Start

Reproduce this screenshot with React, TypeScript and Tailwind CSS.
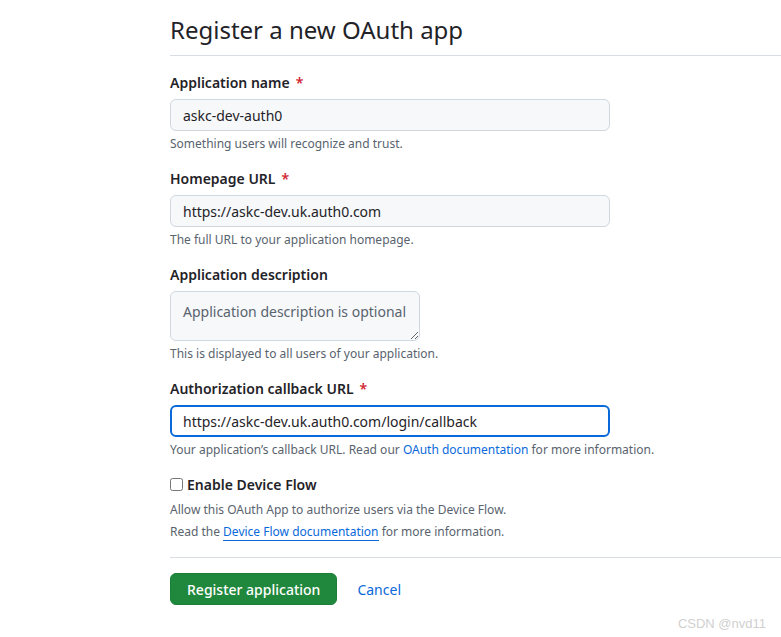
import React from 'react';

const Label: React.FC<{ text: string; required?: boolean }> = ({ text, required }) => (
  <label className="block text-[14px] leading-[21px] font-semibold text-[#1f2328]">
    {text}
    {required && <span className="text-[#d1242f] ml-[6px]">*</span>}
  </label>
);

const Note: React.FC<{ children: React.ReactNode }> = ({ children }) => (
  <p className="mt-[4px] text-[12px] leading-[18px] text-[#59636e]">{children}</p>
);

export default function App() {
  return (
    <div
      className="min-h-[637px] bg-white text-[#1f2328] pl-[170px] relative"
      style={{ fontFamily: '"Noto Sans", "Open Sans", sans-serif' }}
    >
      <div className="pt-[12px] pb-[7px] border-b border-[#d8dee4]">
        <h1 className="text-[24px] leading-[36px] font-normal">Register a new OAuth app</h1>
      </div>

      <form className="pt-[16px]">
        <div className="mb-[15px]">
          <Label text="Application name" required />
          <input
            readOnly
            value="askc-dev-auth0"
            className="mt-[6px] block w-[440px] h-[32px] px-[12px] text-[14px] text-[#1f2328] bg-[#f6f8fa] border border-[#d0d7de] rounded-[6px] outline-none"
          />
          <Note>Something users will recognize and trust.</Note>
        </div>

        <div className="mb-[15px]">
          <Label text="Homepage URL" required />
          <input
            readOnly
            value="https://askc-dev.uk.auth0.com"
            className="mt-[6px] block w-[440px] h-[32px] px-[12px] text-[14px] text-[#1f2328] bg-[#f6f8fa] border border-[#d0d7de] rounded-[6px] outline-none"
          />
          <Note>The full URL to your application homepage.</Note>
        </div>

        <div className="mb-[15px]">
          <Label text="Application description" />
          <textarea
            readOnly
            placeholder="Application description is optional"
            className="mt-[6px] block w-[250px] h-[50px] px-[12px] pt-[9px] pb-[4px] text-[14px] leading-[21px] bg-[#f6f8fa] border border-[#d0d7de] rounded-[6px] outline-none resize placeholder:text-[#59636e]"
          />
          <Note>This is displayed to all users of your application.</Note>
        </div>

        <div className="mb-[15px]">
          <Label text="Authorization callback URL" required />
          <input
            readOnly
            value="https://askc-dev.uk.auth0.com/login/callback"
            className="mt-[6px] block w-[440px] h-[32px] px-[11px] text-[14px] text-[#1f2328] bg-white border-2 border-[#0969da] rounded-[6px] outline-none"
          />
          <Note>
            Your application’s callback URL. Read our{' '}
            <a className="text-[#0969da]">OAuth documentation</a> for more information.
          </Note>
        </div>

        <div>
          <label className="flex items-center text-[14px] leading-[21px] font-semibold text-[#1f2328]">
            <input type="checkbox" className="w-[13px] h-[13px] mr-[4px] ml-0" />
            Enable Device Flow
          </label>
          <p className="mt-[6px] text-[12px] leading-[18px] text-[#59636e]">
            Allow this OAuth App to authorize users via the Device Flow.
          </p>
          <p className="mt-[4px] text-[12px] leading-[18px] text-[#59636e]">
            Read the{' '}
            <a className="text-[#0969da] border-b border-[#0969da]">Device Flow documentation</a> for more
            information.
          </p>
        </div>

        <div className="mt-[16px] border-t border-[#d8dee4] pt-[15px] flex items-center">
          <button
            type="button"
            className="h-[32px] px-[16px] bg-[#1f883d] text-white text-[14px] font-medium rounded-[6px] border border-[#1a7f37]"
          >
            Register application
          </button>
          <a className="ml-[20px] text-[14px] text-[#0969da]">Cancel</a>
        </div>
      </form>

      <div
        className="absolute right-[15px] top-[614px] text-[13px] text-[#d0d0d0]"
        style={{ fontFamily: '"Liberation Sans", sans-serif' }}
      >
        CSDN @nvd11
      </div>
    </div>
  );
}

End

*TASK BRIEF*
Without any pictures, reproduce the lines from the first one in the material through the line that has "import React from 'react';", exactly as they appear.

*OUTPUT*
Reproduce this screenshot with React, TypeScript and Tailwind CSS.
import React from 'react';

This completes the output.